É o escólio de Maria Helena Diniz:

"Na reparação do dano moral, o juiz determina, por eqüidade, levando em conta as circunstâncias de cada caso, o quantum da indenização devida, que deverá corresponder à lesão e não ser equivalente, por ser impossível, tal equivalência. A reparação pecuniária do dano moral é um misto de pena e satisfação compensatória. Não se pode negar sua função: penal, constituindo uma sanção imposta ao ofensor; e compensatória sendo uma satisfação que atenue a ofensa causada, proporcionando uma vantagem ao ofendido, que poderá, com a soma de dinheiro recebida, procurar atender a necessidades materiais ou ideais que repute convenientes, diminuindo, assim, seu sofrimento"

No caso em comento, tenho que os danos morais foram fixados, ao meu entender, de forma exagerada tendo em vista a repercussão do fato na vida do requerente e o grau de culpa do apelante; após, sopesadas as provas de maneira prudente, afigura-se-me mais bem dosada, a condenação a título de danos morais no valor correspondente a R$232.500,00 (duzentos e trinta e dois mil e quinhentos reais).

Quanto aos honorários advocatícios, atento ao que dispõe o artigo 20, § 3º, do Código de Processo Civil, fixo os honorários advocatícios em 23.250,00 (vinte e três mil e duzentos e cinqüenta reais).
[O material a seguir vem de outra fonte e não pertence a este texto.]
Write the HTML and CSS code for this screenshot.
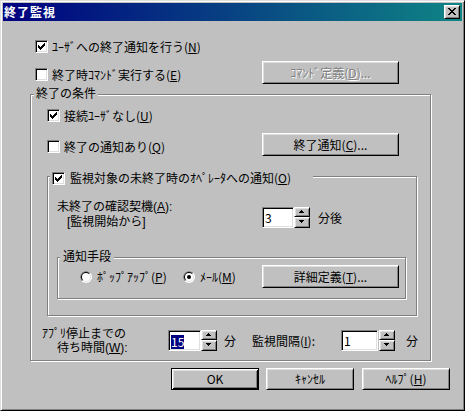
FILE: index.html
```html
<!DOCTYPE html>
<html lang="ja">
<head>
<meta charset="utf-8">
<title>終了監視</title>
<link rel="stylesheet" href="styles.css">
</head>
<body>
<div class="window">
  <div class="titlebar">
    <span class="title">終了監視</span>
    <span class="close raised"><svg width="8" height="7" viewBox="0 0 8 7"><path d="M0 0h2v1h-2zM6 0h2v1h-2zM1 1h2v1h-2zM5 1h2v1h-2zM2 2h4v1h-4zM3 3h2v1h-2zM2 4h4v1h-4zM1 5h2v1h-2zM5 5h2v1h-2zM0 6h2v1h-2zM6 6h2v1h-2z"/></svg></span>
  </div>
  <div class="client">
    <div class="row r1">
      <span class="check"><svg width="7" height="7" viewBox="0 0 7 7"><path d="M6 0h1v1h-1zM5 1h2v1h-2zM0 2h1v1h-1zM4 2h3v1h-3zM0 3h2v1h-2zM3 3h3v1h-3zM0 4h5v1h-5zM1 5h3v1h-3zM2 6h1v1h-1z"/></svg></span><span class="lbl">ﾕｰｻﾞへの終了通知を行う(<u>N</u>)</span>
    </div>
    <div class="row r2">
      <div class="left"><span class="check"></span><span class="lbl">終了時ｺﾏﾝﾄﾞ実行する(<u>E</u>)</span></div>
      <button class="btn raised disabled">ｺﾏﾝﾄﾞ定義(<u>D</u>)...</button>
    </div>
    <div class="group g1">
      <div class="legend">終了の条件</div>
      <div class="row r3">
        <span class="check"><svg width="7" height="7" viewBox="0 0 7 7"><path d="M6 0h1v1h-1zM5 1h2v1h-2zM0 2h1v1h-1zM4 2h3v1h-3zM0 3h2v1h-2zM3 3h3v1h-3zM0 4h5v1h-5zM1 5h3v1h-3zM2 6h1v1h-1z"/></svg></span><span class="lbl">接続ﾕｰｻﾞなし(<u>U</u>)</span>
      </div>
      <div class="row r4">
        <div class="left"><span class="check"></span><span class="lbl">終了の通知あり(<u>Q</u>)</span></div>
        <button class="btn raised">終了通知(<u>C</u>)...</button>
      </div>
      <div class="group g2">
        <div class="legend"><span class="check"><svg width="7" height="7" viewBox="0 0 7 7"><path d="M6 0h1v1h-1zM5 1h2v1h-2zM0 2h1v1h-1zM4 2h3v1h-3zM0 3h2v1h-2zM3 3h3v1h-3zM0 4h5v1h-5zM1 5h3v1h-3zM2 6h1v1h-1z"/></svg></span><span class="lbl">監視対象の未終了時のｵﾍﾟﾚｰﾀへの通知(<u>O</u>)</span></div>
        <div class="row r5">
          <div class="desc">
            <div>未終了の確認契機(<u>A</u>):</div>
            <div class="l2">[監視開始から]</div>
          </div>
          <div class="spinrow">
            <span class="edit e32">3</span>
            <span class="updown">
              <span class="ud up raised"><svg width="5" height="3" viewBox="0 0 5 3"><path d="M2 0h1v1h-1zM1 1h3v1h-3zM0 2h5v1h-5z"/></svg></span>
              <span class="ud dn raised"><svg width="5" height="3" viewBox="0 0 5 3"><path d="M0 0h5v1h-5zM1 1h3v1h-3zM2 2h1v1h-1z"/></svg></span>
            </span>
            <span class="unit">分後</span>
          </div>
        </div>
        <div class="group g3">
          <div class="legend">通知手段</div>
          <div class="row r6">
            <div class="ritem ri1">
              <svg class="radio" width="12" height="12" viewBox="0 0 12 12"><circle cx="6" cy="6" r="6" fill="#fff"/><path d="M1.757 10.243A6 6 0 0 1 10.243 1.757Z" fill="#808080"/><circle cx="6" cy="6" r="5" fill="#dfdfdf"/><path d="M2.464 9.536A5 5 0 0 1 9.536 2.464Z" fill="#000"/><circle cx="6" cy="6" r="4" fill="#fff"/></svg>
              <span class="rlbl">ﾎﾟｯﾌﾟｱｯﾌﾟ(<u>P</u>)</span>
            </div>
            <div class="ritem ri2">
              <svg class="radio" width="12" height="12" viewBox="0 0 12 12"><circle cx="6" cy="6" r="6" fill="#fff"/><path d="M1.757 10.243A6 6 0 0 1 10.243 1.757Z" fill="#808080"/><circle cx="6" cy="6" r="5" fill="#dfdfdf"/><path d="M2.464 9.536A5 5 0 0 1 9.536 2.464Z" fill="#000"/><circle cx="6" cy="6" r="4" fill="#fff"/><circle cx="6" cy="6" r="2" fill="#000"/></svg>
              <span class="rlbl">ﾒｰﾙ(<u>M</u>)</span>
            </div>
            <button class="btn raised">詳細定義(<u>T</u>)...</button>
          </div>
        </div>
      </div>
      <div class="row r7">
        <div class="desc2">
          <div>ｱﾌﾟﾘ停止までの</div>
          <div class="l2">待ち時間(<u>W</u>):</div>
        </div>
        <div class="spinrow">
          <span class="edit e33"><span class="sel">15</span></span>
          <span class="updown">
            <span class="ud up raised"><svg width="5" height="3" viewBox="0 0 5 3"><path d="M2 0h1v1h-1zM1 1h3v1h-3zM0 2h5v1h-5z"/></svg></span>
            <span class="ud dn raised"><svg width="5" height="3" viewBox="0 0 5 3"><path d="M0 0h5v1h-5zM1 1h3v1h-3zM2 2h1v1h-1z"/></svg></span>
          </span>
          <span class="unit u1">分</span>
          <span class="ilbl">監視間隔(<u>I</u>):</span>
          <span class="edit e37">1</span>
          <span class="updown gap1">
            <span class="ud up raised"><svg width="5" height="3" viewBox="0 0 5 3"><path d="M2 0h1v1h-1zM1 1h3v1h-3zM0 2h5v1h-5z"/></svg></span>
            <span class="ud dn raised"><svg width="5" height="3" viewBox="0 0 5 3"><path d="M0 0h5v1h-5zM1 1h3v1h-3zM2 2h1v1h-1z"/></svg></span>
          </span>
          <span class="unit u2">分</span>
        </div>
      </div>
    </div>
    <div class="buttons">
      <button class="btn pb default">OK</button>
      <button class="btn pb raised cancel">ｷｬﾝｾﾙ</button>
      <button class="btn pb raised help">ﾍﾙﾌﾟ(<u>H</u>)</button>
    </div>
  </div>
</div>
</body>
</html>
```

FILE: styles.css
```css
* { box-sizing: border-box; }
html, body { margin: 0; padding: 0; }
body {
  width: 465px;
  height: 411px;
  overflow: hidden;
  background: #c0c0c0;
  font-family: "Noto Sans CJK JP", "Noto Sans", sans-serif;
  font-size: 12px;
  line-height: 14px;
  color: #000;
}
u { text-decoration: underline; text-underline-offset: 1px; }
svg { display: block; }

.window {
  width: 465px;
  height: 411px;
  border: 1px solid;
  border-color: #dfdfdf #000 #000 #dfdfdf;
  box-shadow: inset 1px 1px 0 #fff, inset -1px -1px 0 #808080;
  padding: 2px;
  background: #c0c0c0;
}
.titlebar {
  height: 18px;
  display: flex;
  align-items: center;
  justify-content: space-between;
  padding: 0 2px 0 1px;
  background: linear-gradient(to right, #000080, #0f8585);
}
.title {
  color: #fff;
  font-weight: bold;
  font-size: 12px;
  line-height: 18px;
  letter-spacing: 1px;
}
.close { display: block; width: 16px; height: 14px; }
.close svg { margin: 2px 0 0 3px; }

.raised {
  background: #c0c0c0;
  border: 1px solid;
  border-color: #fff #000 #000 #fff;
  box-shadow: inset 1px 1px 0 #dfdfdf, inset -1px -1px 0 #808080;
}

.row { display: flex; }
.check {
  display: block;
  width: 13px;
  height: 13px;
  flex: none;
  border: 1px solid;
  border-color: #808080 #fff #fff #808080;
  box-shadow: inset 1px 1px 0 #000, inset -1px -1px 0 #dfdfdf;
  background: #fff;
}
.check svg { margin: 2px 0 0 2px; }
.lbl { margin-left: 4px; white-space: nowrap; }

.btn {
  appearance: none;
  margin: 0;
  padding: 0;
  font-family: inherit;
  font-size: 12px;
  line-height: 14px;
  color: #000;
  width: 137px;
  height: 23px;
  flex: none;
  display: flex;
  align-items: center;
  justify-content: center;
  white-space: nowrap;
}
.btn.disabled { color: #808080; text-shadow: 1px 1px 0 #fff; }

.r1 { margin: 19px 0 0 32px; height: 13px; align-items: center; }
.r2 { margin: 8px 0 0 32px; height: 23px; }
.r2 .left { width: 227px; height: 13px; margin-top: 7px; display: flex; align-items: center; }

.group {
  border: 1px solid #808080;
  box-shadow: 1px 1px 0 #fff, inset 1px 1px 0 #fff;
}
.legend {
  background: #c0c0c0;
  height: 14px;
  line-height: 14px;
  width: fit-content;
  white-space: nowrap;
}
.g1 { margin: 10px 0 0 27px; width: 401px; height: 267px; }
.g1 > .legend { margin: -9px 0 0 3px; padding: 0 2px; }

.r3 { margin: 9px 0 0 16px; height: 13px; align-items: center; }
.r4 { margin: 11px 0 0 16px; height: 23px; }
.r4 .left { width: 215px; height: 13px; margin-top: 7px; display: flex; align-items: center; }

.g2 { margin: 20px 0 0 16px; width: 370px; height: 140px; }
.g2 > .legend {
  margin: -6px 0 0 2px;
  padding: 0 2px;
  width: 263px;
  display: flex;
  align-items: center;
}
.g2 > .legend .lbl { margin-left: 5px; }

/* two-line captions: compact line boxes */
.desc, .desc2 {
  font-family: "Liberation Sans", "Noto Sans CJK JP", sans-serif;
  white-space: nowrap;
  padding-top: 1px;
}

.r5 { margin: 14px 0 0 9px; }
.desc { width: 205px; line-height: 15px; }
.desc .l2 { padding-left: 10px; }
.r5 .spinrow { margin-top: 8px; }

.spinrow { display: flex; align-items: center; height: 21px; }
.edit {
  display: block;
  height: 21px;
  border: 1px solid;
  border-color: #808080 #fff #fff #808080;
  box-shadow: inset 1px 1px 0 #000, inset -1px -1px 0 #dfdfdf;
  background: #fff;
  padding: 0 0 0 2px;
  line-height: 19px;
  flex: none;
}
.e32 { width: 32px; }
.e33 { width: 33px; }
.e37 { width: 37px; }
.sel {
  display: inline-block;
  background: #000080;
  color: #fff;
  height: 14px;
  line-height: 14px;
  vertical-align: middle;
  margin-top: -2px;
}
.updown { display: flex; flex-direction: column; width: 16px; height: 21px; flex: none; }
.updown.gap1 { margin-left: 1px; }
.ud { display: block; }
.ud.up { height: 10px; }
.ud.dn { height: 11px; }
.ud svg { margin: 2px 0 0 4px; }
.unit { margin-left: 8px; white-space: nowrap; }
.unit.u1 { margin-left: 7px; }
.ilbl { margin-left: 16px; width: 89px; white-space: nowrap; }
.unit.u2 { margin-left: 11px; }

.g3 { margin: 27px 0 0 9px; width: 349px; height: 42px; }
.g3 > .legend { margin: -9px 0 0 2px; padding: 0 3px; }
.r6 { margin: 2px 0 0 22px; height: 23px; align-items: center; }
.ritem { display: flex; align-items: center; }
.ri1 { width: 103px; }
.ri2 { width: 79px; }
.rlbl { margin-left: 5px; white-space: nowrap; }

.r7 { margin: 10px 0 0 11px; }
.desc2 { width: 126px; line-height: 14px; }
.desc2 .l2 { padding-left: 15px; }
.r7 .spinrow { margin-top: 4px; }

.buttons { display: flex; margin: 7px 0 0 168px; }
.pb { width: 88px; height: 22px; }
.default {
  background: #c0c0c0;
  border: 1px solid #000;
  box-shadow: inset 1px 1px 0 #fff, inset -1px -1px 0 #000, inset 2px 2px 0 #dfdfdf, inset -2px -2px 0 #808080;
}
.cancel { margin-left: 7px; }
.help { margin-left: 8px; }
```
A correção monetária referente à indenização por danos morais deve incidir a partir da condenação, nos termos da Súmula 362 do Egrégio Superior Tribunal de Justiça.

No que concerne aos juros de mora, não há que se falar em aplicação do percentual de 0,5% no período que antecedeu a vigência do Código Civil de 2002, uma vez que o evento danoso ocorreu após a sua entrada em vigor.

Outra reforma que entendo necessária é na parte referente à condenação do requerido ao pagamento das custas processuais; ora, os Estados estão liberados em arcar com as custas processuais e recursais, em virtude da disposição contida no artigo 10, I, da Lei Estadual nº 14.939/03 que isenta as autarquias da União, do Estado e dos Municípios do pagamento das custas devidas ao Estado de Minas Gerais, quer em primeiro, quer em segundo graus; assim, estando a dispensa do pagamento das custas processuais devidamente arrimada em dispositivo legal, a reforma da sentença neste particular se impõe.

Ante o exposto, em reexame necessário, reformo, em parte, a decisão hostilizada, para reduzir o valor da condenação ao equivalente à R$ 232.500,00 (duzentos e trinta e dois mil e quinhentos reais), fixar os honorários advocatícios em R$23.500,00 (vinte e três mil e quinhentos reais), isentar o requerido do pagamento das custas processuais, nos termos da Lei 14.939/03, e determinar a incidência da correção monetária relativa a indenização por dano moral a partir da condenação; prejudicado, via de conseqüência, o recurso voluntário.

Custas recursais, na forma de lei.

Votaram de acordo com o(a) Relator(a) os Desembargador(es): EDIVALDO GEORGE DOS SANTOS e WANDER MAROTTA.

SÚMULA: REFORMARAM PARCIALMENTE A SENTENÇA, NO REEXAME NECESSÁRIO, PREJUDICADO O RECURSO VOLUNTÁRIO.